I committed to taking a Wyoming antelope this year with iron sights. My choice of rifles was the Model 1916 Newton in .256 Newton. Any of you that read my thread on that firearm know what a challenge it's been to get the venerable 6.5 caliber rifle in shooting condition and build some reloads for it.

My reloads would be 120 gr Sierra Pro-Hunters loaded with enough IMR4350 to chug along at a meager 2700 fps. After a lot of practice I could hit a clay pigeon almost every time at 165 yards; a milk jug most times at 275 using a rest. I have hotter and "farther" loads but with my eyesight "closer" would be better and I always preferred a "hunt" over a "shoot" anyway.

With only one antelope tag, mine, three of us went out early yesterday, opening morning, to an area with some hills and gullies, offering, I hoped, some close range shooting.

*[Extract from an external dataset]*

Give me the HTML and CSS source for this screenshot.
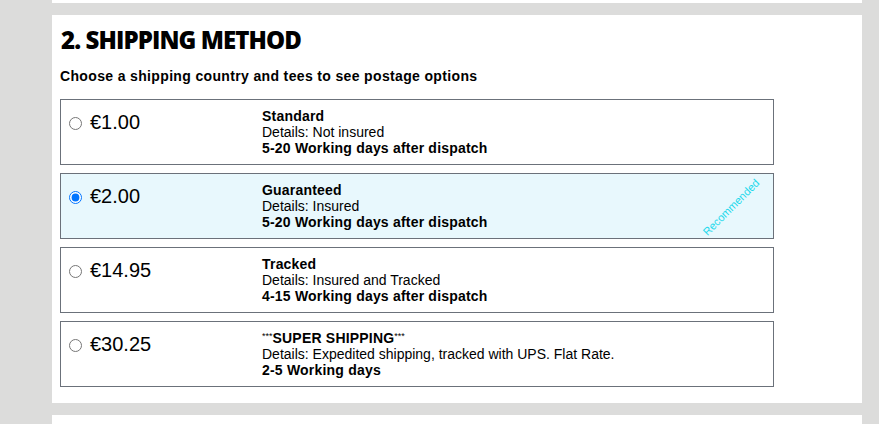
FILE: index.html
```html
<!DOCTYPE html>
<html lang="en">

<head>
    <meta charset="UTF-8" />
    <title>Shipping Method</title>
    <link rel="stylesheet" href="styles.css">
</head>

<body>
    <div class="panel panel-prev"></div>

    <div class="panel">
        <h2>2. SHIPPING METHOD</h2>
        <p class="hint">Choose a shipping country and tees to see postage options</p>

        <div class="options">
            <label class="option">
                <span class="price"><input type="radio" name="shipping"> €1.00</span>
                <span class="info">
                    <strong>Standard</strong>
                    <span>Details: Not insured</span>
                    <strong>5-20 Working days after dispatch</strong>
                </span>
            </label>

            <label class="option selected">
                <span class="price"><input type="radio" name="shipping" checked> €2.00</span>
                <span class="info">
                    <strong>Guaranteed</strong>
                    <span>Details: Insured</span>
                    <strong>5-20 Working days after dispatch</strong>
                </span>
                <span class="badge">Recommended</span>
            </label>

            <label class="option">
                <span class="price"><input type="radio" name="shipping"> €14.95</span>
                <span class="info">
                    <strong>Tracked</strong>
                    <span>Details: Insured and Tracked</span>
                    <strong>4-15 Working days after dispatch</strong>
                </span>
            </label>

            <label class="option">
                <span class="price"><input type="radio" name="shipping"> €30.25</span>
                <span class="info">
                    <span><span class="stars">***</span><strong>SUPER SHIPPING</strong><span class="stars">***</span></span>
                    <span>Details: Expedited shipping, tracked with UPS. Flat Rate.</span>
                    <strong>2-5 Working days</strong>
                </span>
            </label>
        </div>
    </div>

    <div class="panel panel-next"></div>
</body>

</html>
```

FILE: styles.css
```css
body {
    margin: 0;
    padding: 0;
    background-color: #dcdcdb;
    font-family: "Liberation Sans", Arial, sans-serif;
    color: #000;
}

.panel {
    width: 810px;
    margin-left: 52px;
    background: white;
    padding: 10px 8px 16px 8px;
    box-sizing: border-box;
}

.panel-prev {
    height: 3px;
    padding: 0;
    margin-bottom: 12px;
}

.panel-next {
    height: 20px;
    padding: 0;
    margin-top: 12px;
}

h2 {
    font-family: "Open Sans", sans-serif;
    font-weight: 800;
    font-size: 24px;
    line-height: 30px;
    margin: 0 0 0 1px;
    letter-spacing: -0.9px;
}

.hint {
    font-size: 14px;
    font-weight: bold;
    line-height: 16px;
    letter-spacing: 0.35px;
    margin: 13px 0 15px 0;
}

.options {
    display: flex;
    flex-direction: column;
    gap: 8px;
    width: 714px;
}

.option {
    position: relative;
    display: flex;
    align-items: flex-start;
    border: 1px solid #6b717a;
    padding: 8px 0;
    font-size: 14px;
    line-height: 16px;
    overflow: hidden;
    cursor: pointer;
}

.option.selected {
    background-color: #e8f8fd;
}

.price {
    display: flex;
    align-items: center;
    width: 201px;
    font-size: 20px;
    line-height: 24px;
    margin-top: 2px;
    white-space: nowrap;
}

.price input {
    margin: 2px 8px 0 8px;
    width: 13px;
    height: 13px;
}

.info {
    display: flex;
    flex-direction: column;
}

.info strong {
    letter-spacing: 0.2px;
}

.stars {
    font-size: 9px;
    vertical-align: top;
    line-height: 12px;
}

.badge {
    position: absolute;
    right: 4px;
    bottom: 24px;
    font-size: 11px;
    line-height: 13px;
    color: #22d8ec;
    transform: rotate(-45deg);
}
```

The antelope for whatever reason were crazy wild and Holy Cow they didn't stop running until about 9:00 a.m and by that time it was hot, over 60°. Finally a doe and fawn stopped around 265 yards away and I shot...and missed...and shot.....and missed again, both shots terribly high. So I gave it up and went back to town and the shooting range.

I discovered at certain times, certain angles, the sun's reflection obscured, fuzzed out, the "V notch" in the rear sight and I would pull the front bead up in order to see it. A full bead at 265 yards is about 4 feet I learned!!

"This stuff is all too complicated. Tomorrow we're going hunting, not shooting." I told my brother.

So the next day at daybreak we went back to the same place. Parked the truck out of sight and up wind 400 yards from a small pond. We quietly walked in and made a ground stand in some big ole greasewood bush near the watering hole. 30 minutes later it was over. A mature doe antelope came in to drink and I waited until it was about 55 yards away and then put it to sleep with that old Newton.



.


----------



## longbow (Mar 31, 2009)

Congrats. There has to me a good amount of satisfaction taking an old gun/caliber, tweaking it, working up a load and killing an antelope inside hail-mary range with it. Good work Goob!


----------



## Springville Shooter (Oct 15, 2010)

Goob, you have a way of making things cool. Congrats.------SS


----------



## 35whelen (Jul 3, 2012)

congrats goob! what haven't you killed goats with?!


----------



## Cooky (Apr 25, 2011)

Way to put the old girl to work again after all those years. It looks like all the heartache of learning to load that beautiful old thing was worth it.


----------



## Size Matters (Dec 22, 2007)

Nice Job Goob!!! cool you give everything a shot.


----------



## GaryFish (Sep 7, 2007)

2nd darndest thing I've ever seen. Well done Goob.


----------



## willfish4food (Jul 14, 2009)

Super cool Goob!


----------